Collected material:
_ _ _ _ _
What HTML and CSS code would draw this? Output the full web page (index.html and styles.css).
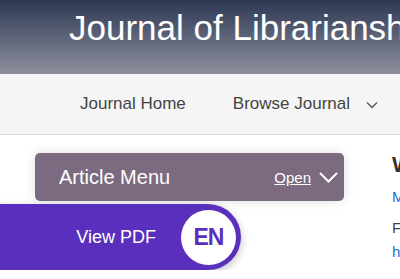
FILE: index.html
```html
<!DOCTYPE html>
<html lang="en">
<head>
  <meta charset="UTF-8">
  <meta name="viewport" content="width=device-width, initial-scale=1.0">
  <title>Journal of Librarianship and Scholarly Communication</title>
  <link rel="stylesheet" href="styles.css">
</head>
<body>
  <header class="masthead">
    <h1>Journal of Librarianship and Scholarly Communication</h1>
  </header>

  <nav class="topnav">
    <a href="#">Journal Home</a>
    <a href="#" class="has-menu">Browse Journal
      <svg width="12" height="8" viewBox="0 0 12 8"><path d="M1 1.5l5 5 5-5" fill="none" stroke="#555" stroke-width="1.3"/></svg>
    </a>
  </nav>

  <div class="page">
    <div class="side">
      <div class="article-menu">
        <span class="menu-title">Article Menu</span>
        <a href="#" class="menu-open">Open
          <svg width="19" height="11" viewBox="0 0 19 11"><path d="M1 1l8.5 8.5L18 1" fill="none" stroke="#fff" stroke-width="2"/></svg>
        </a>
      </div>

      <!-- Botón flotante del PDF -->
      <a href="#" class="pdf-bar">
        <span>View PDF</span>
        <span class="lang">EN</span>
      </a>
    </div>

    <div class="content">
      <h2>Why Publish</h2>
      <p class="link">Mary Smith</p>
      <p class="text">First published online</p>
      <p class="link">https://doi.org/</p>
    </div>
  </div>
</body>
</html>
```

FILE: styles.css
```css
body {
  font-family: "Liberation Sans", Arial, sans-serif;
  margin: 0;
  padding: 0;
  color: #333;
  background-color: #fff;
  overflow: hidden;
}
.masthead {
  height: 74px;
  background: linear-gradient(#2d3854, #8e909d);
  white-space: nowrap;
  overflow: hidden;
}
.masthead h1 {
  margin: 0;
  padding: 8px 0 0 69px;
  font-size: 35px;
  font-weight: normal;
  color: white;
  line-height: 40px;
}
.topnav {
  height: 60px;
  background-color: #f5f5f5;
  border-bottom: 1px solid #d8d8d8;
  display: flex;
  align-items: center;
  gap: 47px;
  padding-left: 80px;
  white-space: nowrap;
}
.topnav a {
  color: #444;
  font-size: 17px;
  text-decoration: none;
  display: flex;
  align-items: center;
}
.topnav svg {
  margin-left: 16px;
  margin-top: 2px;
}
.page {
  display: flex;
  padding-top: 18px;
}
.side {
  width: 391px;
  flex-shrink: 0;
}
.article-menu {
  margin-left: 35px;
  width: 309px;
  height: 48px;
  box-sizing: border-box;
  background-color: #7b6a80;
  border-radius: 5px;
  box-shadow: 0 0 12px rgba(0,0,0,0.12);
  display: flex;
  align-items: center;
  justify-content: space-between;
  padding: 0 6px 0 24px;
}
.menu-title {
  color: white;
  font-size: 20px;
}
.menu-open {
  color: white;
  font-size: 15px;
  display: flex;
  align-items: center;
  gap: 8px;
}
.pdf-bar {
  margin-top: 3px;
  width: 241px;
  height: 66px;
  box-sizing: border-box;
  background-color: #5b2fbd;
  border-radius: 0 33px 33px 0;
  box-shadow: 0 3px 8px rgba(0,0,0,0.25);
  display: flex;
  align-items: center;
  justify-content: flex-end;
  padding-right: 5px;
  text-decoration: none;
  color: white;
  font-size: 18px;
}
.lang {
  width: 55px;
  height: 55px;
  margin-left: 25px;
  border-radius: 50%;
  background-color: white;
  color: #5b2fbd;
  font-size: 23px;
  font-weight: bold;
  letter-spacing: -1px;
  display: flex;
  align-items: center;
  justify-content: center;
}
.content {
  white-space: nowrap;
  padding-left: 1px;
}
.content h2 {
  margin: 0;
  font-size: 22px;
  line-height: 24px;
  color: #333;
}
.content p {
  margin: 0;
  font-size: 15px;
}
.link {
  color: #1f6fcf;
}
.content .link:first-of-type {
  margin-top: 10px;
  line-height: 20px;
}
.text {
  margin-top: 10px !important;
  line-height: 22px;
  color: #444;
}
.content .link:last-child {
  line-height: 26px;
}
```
_ _ _ _ _
Write the lines above out again exactly, without any of their pictures.

What HTML and CSS code would draw this? Output the full web page (index.html and styles.css).
FILE: index.html
```html
<!DOCTYPE html>
<html lang="en">
<head>
  <meta charset="UTF-8">
  <meta name="viewport" content="width=device-width, initial-scale=1.0">
  <title>Journal of Librarianship and Scholarly Communication</title>
  <link rel="stylesheet" href="styles.css">
</head>
<body>
  <header class="masthead">
    <h1>Journal of Librarianship and Scholarly Communication</h1>
  </header>

  <nav class="topnav">
    <a href="#">Journal Home</a>
    <a href="#" class="has-menu">Browse Journal
      <svg width="12" height="8" viewBox="0 0 12 8"><path d="M1 1.5l5 5 5-5" fill="none" stroke="#555" stroke-width="1.3"/></svg>
    </a>
  </nav>

  <div class="page">
    <div class="side">
      <div class="article-menu">
        <span class="menu-title">Article Menu</span>
        <a href="#" class="menu-open">Open
          <svg width="19" height="11" viewBox="0 0 19 11"><path d="M1 1l8.5 8.5L18 1" fill="none" stroke="#fff" stroke-width="2"/></svg>
        </a>
      </div>

      <!-- Botón flotante del PDF -->
      <a href="#" class="pdf-bar">
        <span>View PDF</span>
        <span class="lang">EN</span>
      </a>
    </div>

    <div class="content">
      <h2>Why Publish</h2>
      <p class="link">Mary Smith</p>
      <p class="text">First published online</p>
      <p class="link">https://doi.org/</p>
    </div>
  </div>
</body>
</html>
```

FILE: styles.css
```css
body {
  font-family: "Liberation Sans", Arial, sans-serif;
  margin: 0;
  padding: 0;
  color: #333;
  background-color: #fff;
  overflow: hidden;
}
.masthead {
  height: 74px;
  background: linear-gradient(#2d3854, #8e909d);
  white-space: nowrap;
  overflow: hidden;
}
.masthead h1 {
  margin: 0;
  padding: 8px 0 0 69px;
  font-size: 35px;
  font-weight: normal;
  color: white;
  line-height: 40px;
}
.topnav {
  height: 60px;
  background-color: #f5f5f5;
  border-bottom: 1px solid #d8d8d8;
  display: flex;
  align-items: center;
  gap: 47px;
  padding-left: 80px;
  white-space: nowrap;
}
.topnav a {
  color: #444;
  font-size: 17px;
  text-decoration: none;
  display: flex;
  align-items: center;
}
.topnav svg {
  margin-left: 16px;
  margin-top: 2px;
}
.page {
  display: flex;
  padding-top: 18px;
}
.side {
  width: 391px;
  flex-shrink: 0;
}
.article-menu {
  margin-left: 35px;
  width: 309px;
  height: 48px;
  box-sizing: border-box;
  background-color: #7b6a80;
  border-radius: 5px;
  box-shadow: 0 0 12px rgba(0,0,0,0.12);
  display: flex;
  align-items: center;
  justify-content: space-between;
  padding: 0 6px 0 24px;
}
.menu-title {
  color: white;
  font-size: 20px;
}
.menu-open {
  color: white;
  font-size: 15px;
  display: flex;
  align-items: center;
  gap: 8px;
}
.pdf-bar {
  margin-top: 3px;
  width: 241px;
  height: 66px;
  box-sizing: border-box;
  background-color: #5b2fbd;
  border-radius: 0 33px 33px 0;
  box-shadow: 0 3px 8px rgba(0,0,0,0.25);
  display: flex;
  align-items: center;
  justify-content: flex-end;
  padding-right: 5px;
  text-decoration: none;
  color: white;
  font-size: 18px;
}
.lang {
  width: 55px;
  height: 55px;
  margin-left: 25px;
  border-radius: 50%;
  background-color: white;
  color: #5b2fbd;
  font-size: 23px;
  font-weight: bold;
  letter-spacing: -1px;
  display: flex;
  align-items: center;
  justify-content: center;
}
.content {
  white-space: nowrap;
  padding-left: 1px;
}
.content h2 {
  margin: 0;
  font-size: 22px;
  line-height: 24px;
  color: #333;
}
.content p {
  margin: 0;
  font-size: 15px;
}
.link {
  color: #1f6fcf;
}
.content .link:first-of-type {
  margin-top: 10px;
  line-height: 20px;
}
.text {
  margin-top: 10px !important;
  line-height: 22px;
  color: #444;
}
.content .link:last-child {
  line-height: 26px;
}
```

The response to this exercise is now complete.